Saturday, December 19, 2009

Reflection on Heaven

I have come to have great hope through losing my son, BP and my Baby H, that heaven will more than make up for what is lost in any relationship.  Though I think, that heaven is more about God than about any relationships among the communion of the saints, but is that true really?  It is a mystery.  Somehow it is about God in His fullness and about relationships among the communion of saints in its fullness too which the latter is only because of God anyhow.  Love, Love, Love.  All Love comes from God and in heaven all will be clear and Love will flow without obstruction of sin, of time or of space.  These things bring me peace and all will be revealed once I pass through this veil that sometimes drives me crazy!  This world is for the insane and the "king of confusion" does his best to make that happen.  By the Grace of God, we see clearly and fall away from the risk of insanity and life can be meaningful and at times, beautiful. 

Monday, December 7, 2009

Practical musings

As a mother of four, it can be challenging to balance the duties of life with the care of my children.  I am preparing to homeschool the little ones as they get older.  My oldest daughter, Milena who is almost 5 is learning her letter sounds.  My son, Aidan is in public school but needs extra attention daily after school with his homework and to study.  I am considering homeschooling him in the future but I want to make choices that make sense for him, our relationship and for the family as a whole.  At present, I am working at finishing a book I'm writing.  I have some other things that keep me busy too with my volunteer work.  It's all about balance.  Finding time to pray is critical to not losing my mind sometimes.  It awes me how God has helped me.  I pray that He will stretch my time so that I can get everything accomplished.  I love my children and enjoy them and feel so blessed.

Friday, November 13, 2009

Dying to self

This seems to a theme in the messages I get when praying, reading scripture of doing my spiritual reading.  I am coming to find that this will take a lifetime.  I refuse to give up though every day I am faced with my self - living strong and true rather than being dead.  I have great anticipation together with inspiration mixed with the temptation to despair that I will never overcome myself.  It all comes down to grace.  I pray for that grace to operate in me.  With advent approaching I look forward to the opportunity to give up more for God.  However, I have also been faced in the recent past with spiritual attacks against my progress during times when I attempted more.  Perhaps I should just keep going along the way God is calling me but with increased commitment to prayer so that He can be alive in me.  Prayer is the vehicle even in times of dryness.  I guess I find myself sorting through my thoughts about this struggle.   

Tuesday, October 20, 2009

"Help me O Lord in my trouble, for worthless is the help of man." Ps 60:13

Today, I faced temptation to speak with my SIL about a real ongoing struggle I am having with my MIL.  I decided to stop and pray first before calling.  It was my normal prayer time anyhow.  I often pray with Imitation of Christ.  I usually go in order from one lesson to the next.  But this time, it opened to a section that started with the scripture quoted in the subject heading and was entitled, "On Not Being Too Credulous Knowing How Easily We Offend in Speech."  It didn't take me long to realize that I would not be making that phone call and would instead turn the situation over to God in my time of prayer  and ask for His insight and help.

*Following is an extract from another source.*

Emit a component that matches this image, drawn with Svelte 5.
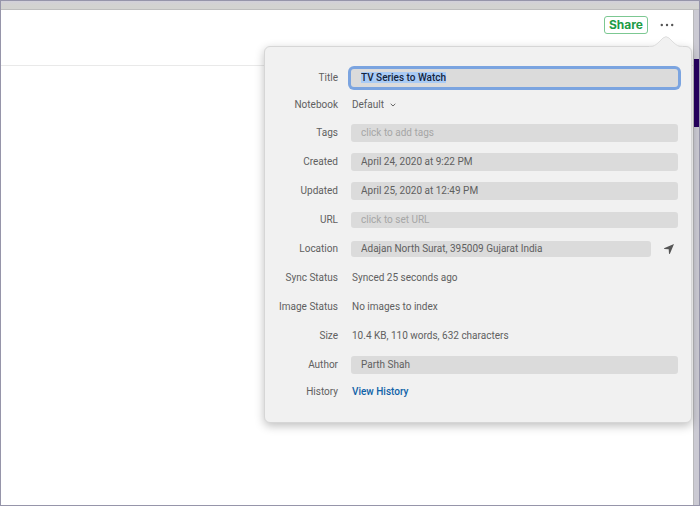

This section also spoke about offering up these temptations to God and how useful it is to resist our human tendencies to the cause of Christ.  Later another scripture, Matt 10:36 is quoted: "a man's enemies are those of his own household."  This was not coincidental.  The author also cautions the reader about confiding in others and trusting them with secrets and that it is better to remain silent about situations concerning other people.  I recently read something that used the phrase, "Divine Vision."  Basically this is seeing things through God and His grace that comes in being close to Him.  This includes our own failings, the faults of others, the stuggles of life etc.  I have thought about it many times since I read about it.  It also spoke about if we are close to God, we will better see the ways to help others in their struggles and also the more we become like God, that others will see God in us and  grace will flow to others to change and be more like Him too.  As I reflect today on Divine Vision and my own struggles, I feel comforted by the hope that God will continue to work in me, that His Grace will spread to others in my life and that He will give the sight which will enable me to help those close to me.  In the meantime, I work at letting go.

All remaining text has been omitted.